Hoy en día, podemos contemplar esta misma actitud en aquellos creyentes que con fidelidad y sincero corazón tienen a Jesús como su único tesoro. El fiel deja todo a la espera de su Señor porque nada tiene que temer. Afronta su día a día con confianza filial. Su entrega no se queda sólo en lo material, da a la Iglesia, a Dios y a su prójimo, su tiempo, su servicio y su amor, porque ve en ellos templos vivos. Así es como termina entregando hasta el rincón más íntimo de su vida, a la vez que se despreocupa de ella, consciente de que hay Otro que cuida de él mejor que nadie.

Cuando somos fieles vivimos así pero cuando no lo somos, tratamos de arreglárnoslas con otras seguridades más propias del mundo que de Dios, por eso ahí damos sólo de lo que nos sobra. Examinemos nuestro interior para ver si nuestros ojos están fijos en el Único que puede darnos vida.

Sábado de la XXXIII Semana Ordinaria

Lc 20, 27-40

Tenemos en este fragmento de S. Lucas una muestra más de las trampas que están tendiendo a Jesús con ánimo de perderle. Ya no van a parar hasta Getsemaní y las horas terribles que siguen.

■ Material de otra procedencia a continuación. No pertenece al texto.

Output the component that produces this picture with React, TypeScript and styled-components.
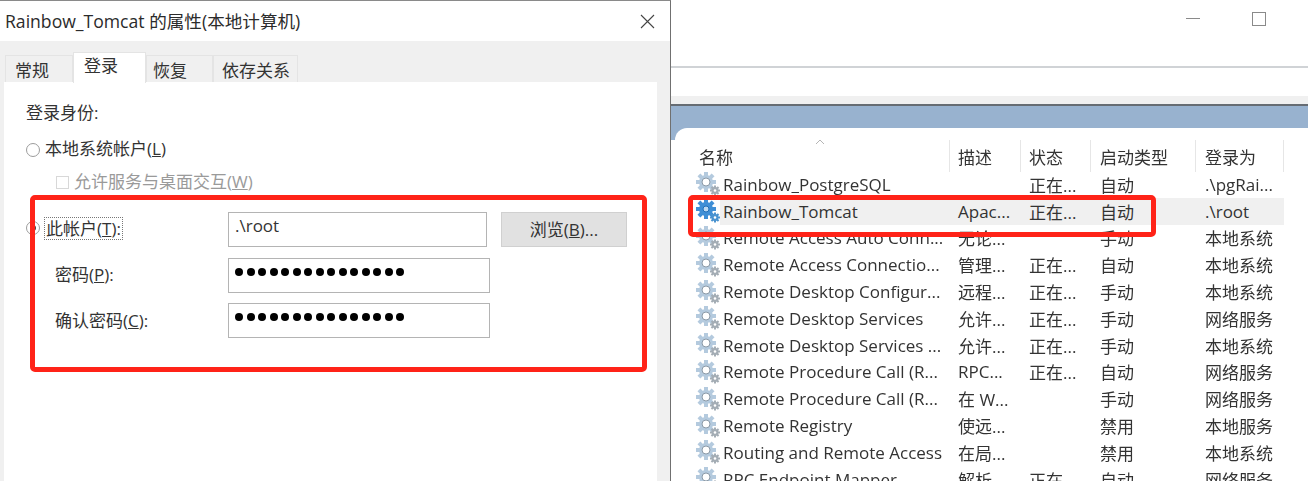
import React from "react";
import styled, { createGlobalStyle } from "styled-components";

const FONT = `"Open Sans", "Noto Sans CJK SC", sans-serif`;
const COLUMNS = "259px 71px 70px 105px 88px";

const GlobalStyle = createGlobalStyle`
  html, body { margin: 0; padding: 0; background: #fff; }
  body { width: 1308px; height: 481px; overflow: hidden; font-family: ${FONT}; color: #333; }
  * { box-sizing: border-box; }
`;

const Page = styled.div`
  position: relative;
  display: flex;
  width: 1308px;
  height: 481px;
  overflow: hidden;
  filter: blur(0.35px);
`;

/* dialog */
const Dialog = styled.div`
  width: 671px;
  height: 481px;
  flex: none;
  display: flex;
  flex-direction: column;
  background: #f0f0f0;
  border-top: 1px solid #8a8a8a;
  border-right: 1px solid #707070;
`;

const TitleBar = styled.div`
  height: 40px;
  flex: none;
  display: flex;
  align-items: center;
  justify-content: space-between;
  padding: 0 15px 0 5px;
  background: #fff;
  font-size: 17.6px;
  color: #2b2b2b;
`;

const TitleText = styled.span`
  margin-bottom: 2px;
`;

const Tabs = styled.div`
  height: 41px;
  flex: none;
  display: flex;
  align-items: flex-end;
  padding-left: 5px;
`;

const Tab = styled.div<{ $active?: boolean; $width: number; $pad: number }>`
  width: ${(p) => p.$width}px;
  height: ${(p) => (p.$active ? 31 : 27)}px;
  margin-bottom: ${(p) => (p.$active ? -1 : 0)}px;
  padding: ${(p) => (p.$active ? `0 0 7px ${p.$pad}px` : `0 0 0 ${p.$pad}px`)};
  display: flex;
  align-items: center;
  font-size: 17px;
  background: ${(p) => (p.$active ? "#fff" : "#f0f0f0")};
  border: 1px solid #e4e4e4;
  border-bottom: 0;
  position: relative;
`;

const Panel = styled.div`
  flex: 1;
  margin: 0 13px 0 4px;
  padding: 20px 0 0 22px;
  background: #fff;
  font-size: 17px;
`;

const Caption = styled.div`
  height: 22px;
  line-height: 22px;
`;

const OptionRow = styled.div<{ $muted?: boolean; $indent?: number; $top: number }>`
  display: flex;
  align-items: center;
  height: 22px;
  margin-top: ${(p) => p.$top}px;
  padding-left: ${(p) => p.$indent ?? 0}px;
  gap: 5px;
  color: ${(p) => (p.$muted ? "#9a9a9a" : "#333")};
`;

const Radio = styled.span<{ $checked?: boolean }>`
  width: 14px;
  height: 14px;
  flex: none;
  margin-top: ${(p) => (p.$checked ? 0 : 6)}px;
  border: 1px solid #9c9c9c;
  border-radius: 50%;
  display: flex;
  align-items: center;
  justify-content: center;
  background: #fff;
  &::after {
    content: "";
    width: 6px;
    height: 6px;
    border-radius: 50%;
    background: ${(p) => (p.$checked ? "#444" : "transparent")};
  }
`;

const Check = styled.span`
  width: 13px;
  height: 13px;
  flex: none;
  margin-top: 4px;
  border: 1px solid #d8d8d8;
`;

const FieldGrid = styled.div`
  margin-top: 21px;
  display: grid;
  grid-template-columns: 202px 262px 1fr;
  grid-auto-rows: 35px;
  row-gap: 10.5px;
`;

const FieldLabel = styled.div<{ $indent?: number }>`
  display: flex;
  align-items: center;
  gap: 5px;
  padding-left: ${(p) => p.$indent ?? 0}px;
  padding-bottom: 3px;
  height: 35px;
`;

const FocusText = styled.span`
  outline: 1px dotted #777;
  line-height: 21px;
  padding: 0 1px;
`;

const TextBox = styled.div<{ $width?: number; $lift: number }>`
  width: ${(p) => p.$width ?? 262}px;
  height: 100%;
  border: 1px solid #b4b4b4;
  display: flex;
  align-items: center;
  gap: 3.5px;
  padding: 0 0 ${(p) => p.$lift}px 6px;
  font-size: 17px;
  background: #fff;
`;

const Dot = styled.span`
  width: 8px;
  height: 8px;
  flex: none;
  border-radius: 50%;
  background: #000;
`;

const BrowseButton = styled.div`
  margin-left: 11px;
  width: 126px;
  height: 35px;
  padding-bottom: 2px;
  display: flex;
  align-items: center;
  justify-content: center;
  background: #e1e1e1;
  border: 1px solid #d0d0d0;
`;

/* services window behind */
const ServicesWindow = styled.div`
  flex: 1;
  display: flex;
  flex-direction: column;
  min-width: 0;
`;

const WindowTop = styled.div`
  height: 68px;
  flex: none;
  display: flex;
  justify-content: flex-end;
  gap: 52px;
  padding: 12px 42px 0 0;
  border-bottom: 2px solid #d0d3d6;
`;

const Minimize = styled.span`
  width: 14px;
  height: 1px;
  margin-top: 6px;
  background: #8a8a8a;
`;

const Maximize = styled.span`
  width: 14px;
  height: 14px;
  border: 1px solid #8a8a8a;
`;

const AddressGap = styled.div`
  height: 28px;
  flex: none;
`;

const GrayStrip = styled.div`
  height: 8px;
  flex: none;
  background: #f0f0f0;
`;

const BlueArea = styled.div`
  flex: 1;
  background: linear-gradient(#98b2cf 34px, #fff 34px);
  border-top: 2px solid #666c73;
  padding: 22px 0 0 4px;
  min-height: 0;
`;

const ListPanel = styled.div`
  height: 100%;
  background: #fff;
  border-top-left-radius: 12px;
  padding: 12px 0 0 16px;
  overflow: hidden;
  font-size: 17px;
`;

const HeaderRow = styled.div`
  display: grid;
  grid-template-columns: ${COLUMNS};
  height: 32px;
  margin-bottom: -1px;
`;

const HeaderCell = styled.div<{ $pad: number }>`
  display: flex;
  align-items: center;
  padding-left: ${(p) => p.$pad}px;
  border-right: 1px solid #e6e6e6;
  position: relative;
`;

const SortArrow = styled.svg`
  position: absolute;
  left: 124px;
  top: -1px;
`;

const Row = styled.div`
  display: grid;
  grid-template-columns: ${COLUMNS};
  height: 26.8px;
`;

const NameCell = styled.div`
  display: flex;
  align-items: center;
  padding-left: 5px;
  min-width: 0;
`;

const NameText = styled.span<{ $selected?: boolean }>`
  flex: 1;
  height: 100%;
  padding-left: 3px;
  display: flex;
  align-items: center;
  white-space: nowrap;
  background: ${(p) => (p.$selected ? "#f0f0f0" : "transparent")};
`;

const Cell = styled.div<{ $selected?: boolean; $pad: number }>`
  display: flex;
  align-items: center;
  padding-left: ${(p) => p.$pad}px;
  white-space: nowrap;
  background: ${(p) => (p.$selected ? "#f0f0f0" : "transparent")};
`;

/* red annotation boxes drawn on top of the screenshot */
const RedBox = styled.div<{ $x: number; $y: number; $w: number; $h: number }>`
  position: absolute;
  left: ${(p) => p.$x}px;
  top: ${(p) => p.$y}px;
  width: ${(p) => p.$w}px;
  height: ${(p) => p.$h}px;
  border: 5px solid #ff2318;
  border-radius: 5px;
`;

function CloseIcon() {
  return (
    <svg width="15" height="15" viewBox="0 0 15 15">
      <path d="M1 1l13 13M14 1L1 14" stroke="#444" strokeWidth="1.1" fill="none" />
    </svg>
  );
}

function Gear({ active }: { active?: boolean }) {
  const main = active ? "#3f8fd6" : "#b4cade";
  const hole = active ? "#bcd9f2" : "#fff";
  const inner = active ? "#1f6fb8" : "#8b9aa8";
  const small = active ? "#4a93d0" : "#a4adb5";
  const teeth = [0, 45, 90, 135, 180, 225, 270, 315];
  return (
    <svg width="24" height="24" viewBox="0 0 24 24">
      <g transform="translate(10 10)">
        {teeth.map((a) => (
          <rect key={a} x="-2" y="-10" width="4" height="5" fill={main} transform={`rotate(${a})`} />
        ))}
        <circle r="7" fill={main} />
        <circle r={active ? 3 : 4} fill={hole} stroke={inner} strokeWidth="1" />
      </g>
      <g transform="translate(19 18.5)">
        {teeth.map((a) => (
          <rect key={a} x="-1" y="-5" width="2" height="2.5" fill={small} transform={`rotate(${a})`} />
        ))}
        <circle r="3.4" fill={small} />
        <circle r="1.3" fill="#fff" />
      </g>
    </svg>
  );
}

const services = [
  ["Rainbow_PostgreSQL", "", "正在...", "自动", ".\\pgRai..."],
  ["Rainbow_Tomcat", "Apac...", "正在...", "自动", ".\\root"],
  ["Remote Access Auto Conn...", "无论...", "", "手动", "本地系统"],
  ["Remote Access Connectio...", "管理...", "正在...", "自动", "本地系统"],
  ["Remote Desktop Configur...", "远程...", "正在...", "手动", "本地系统"],
  ["Remote Desktop Services", "允许...", "正在...", "手动", "网络服务"],
  ["Remote Desktop Services ...", "允许...", "正在...", "手动", "本地系统"],
  ["Remote Procedure Call (R...", "RPC...", "正在...", "自动", "网络服务"],
  ["Remote Procedure Call (R...", "在 W...", "", "手动", "网络服务"],
  ["Remote Registry", "使远...", "", "禁用", "本地服务"],
  ["Routing and Remote Access", "在局...", "", "禁用", "本地系统"],
  ["RPC Endpoint Mapper", "解析...", "正在...", "自动", "网络服务"],
];

const dots = Array.from({ length: 15 }, (_, i) => i);

export default function App() {
  return (
    <Page>
      <GlobalStyle />
      <Dialog>
        <TitleBar>
          <TitleText>Rainbow_Tomcat 的属性(本地计算机)</TitleText>
          <CloseIcon />
        </TitleBar>
        <Tabs>
          <Tab $width={68} $pad={9}>常规</Tab>
          <Tab $width={73} $pad={10} $active>登录</Tab>
          <Tab $width={67} $pad={6}>恢复</Tab>
          <Tab $width={85} $pad={8}>依存关系</Tab>
        </Tabs>
        <Panel>
          <Caption>登录身份:</Caption>
          <OptionRow $top={12}>
            <Radio />
            <span>本地系统帐户(<u>L</u>)</span>
          </OptionRow>
          <OptionRow $top={11} $indent={30} $muted>
            <Check />
            <span>允许服务与桌面交互(<u>W</u>)</span>
          </OptionRow>
          <FieldGrid>
            <FieldLabel>
              <Radio $checked />
              <FocusText>此帐户(<u>T</u>):</FocusText>
            </FieldLabel>
            <TextBox $width={259} $lift={9}>.\root</TextBox>
            <BrowseButton><span>浏览(<u>B</u>)...</span></BrowseButton>
            <FieldLabel $indent={29}><span>密码(<u>P</u>):</span></FieldLabel>
            <TextBox $lift={7}>
              {dots.map((d) => <Dot key={d} />)}
            </TextBox>
            <span />
            <FieldLabel $indent={29}><span>确认密码(<u>C</u>):</span></FieldLabel>
            <TextBox $lift={7}>
              {dots.map((d) => <Dot key={d} />)}
            </TextBox>
          </FieldGrid>
        </Panel>
      </Dialog>

      <ServicesWindow>
        <WindowTop>
          <Minimize />
          <Maximize />
        </WindowTop>
        <AddressGap />
        <GrayStrip />
        <BlueArea>
          <ListPanel>
            <HeaderRow>
              <HeaderCell $pad={8}>
                名称
                <SortArrow width="10" height="6" viewBox="0 0 10 6">
                  <path d="M1 5l4-4 4 4" stroke="#b5b5b5" fill="none" />
                </SortArrow>
              </HeaderCell>
              <HeaderCell $pad={8}>描述</HeaderCell>
              <HeaderCell $pad={8}>状态</HeaderCell>
              <HeaderCell $pad={9}>启动类型</HeaderCell>
              <HeaderCell $pad={9}>登录为</HeaderCell>
            </HeaderRow>
            {services.map(([name, desc, status, start, login], i) => {
              const selected = i === 1;
              return (
                <Row key={i}>
                  <NameCell>
                    <Gear active={selected} />
                    <NameText $selected={selected}>{name}</NameText>
                  </NameCell>
                  <Cell $pad={8} $selected={selected}>{desc}</Cell>
                  <Cell $pad={8} $selected={selected}>{status}</Cell>
                  <Cell $pad={9} $selected={selected}>{start}</Cell>
                  <Cell $pad={9} $selected={selected}>{login}</Cell>
                </Row>
              );
            })}
          </ListPanel>
        </BlueArea>
      </ServicesWindow>

      <RedBox $x={30} $y={195} $w={617} $h={177} />
      <RedBox $x={688} $y={195} $w={468} $h={42} />
    </Page>
  );
}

Intervienen los saduceos, una secta del judaísmo que está conforme con la dominación romana porque de ella reciben seguridad, bienes, importancia social y otros beneficios. No creen en la resurrección, tal vez porque creen no necesitarla. Su vida está bien en el presente nada hay que les obligue a pensar en otra vida futura, separada del presente. Para ellos, pertenecer a esa clase social alta de la aristocracia o el clero era suficiente. Casi podríamos decir que actuaban más como un grupo político que religioso.

Puede que debamos preguntarnos qué creemos nosotros que sea la resurrección, y puede que digamos y oigamos muchas interpretaciones, algunas racionales, algunas disparatadas. No sabemos cómo seremos en la resurrección. Evito decir “después” porque eso implicaría tiempo y tras la muerte ingresamos en la eternidad: el antes y el después desaparecen dando lugar a un eterno ahora.

Hemos escuchado episodios de resurrección, como es el caso de Lázaro, del hijo de la viuda de Naín, de la hija de Jairo. Antes leímos cómo Eliseo resucita al hijo de la sunamita y pensamos que nuestra resurrección va ser así.

Vamos a recordar la resurrección de Jesús: María Magdalena, mujer enamorada totalmente de Jesús, no lo reconoce y le confunde con el hortelano, hasta que se siente interpelada en su alma enamorada. Los discípulos de Emaús no lo reconocen tampoco hasta que parte y reparte el pan, hasta que se vuelve a entregar a sí mismo. Lázaro, el hijo de la viuda, la hija de Jairo y cuantos episodios similares encontremos en la Biblia, son perfectamente reconocibles porque no han resucitado, solo han revivido; han vuelto a la vida que tenían antes de morir, y volverán a morir.

El caso de Jesús sí es una verdadera resurrección y el nuevo ente resucitado no tiene por qué parecerse al hombre anterior. Es absurda la pregunta y Jesús, como ha hecho antes, contesta no a lo que le preguntan, sino a lo que debían preguntarle. No puede desvelar que es la resurrección porque aún la desconoce y contesta enseñando lo que le debían preguntar. Los que resucitan ya no pueden morir, son hijos de Dios.

Pero, y nosotros: ¿Cómo creemos que será nuestra resurrección? ¿Creemos realmente que vamos a resucitar, como decía el catecismo de nuestra infancia, con los mismos cuerpos y almas que tuvimos? Vamos a pensarlo un poco alumbrados por la fe, no por los sentidos corporales.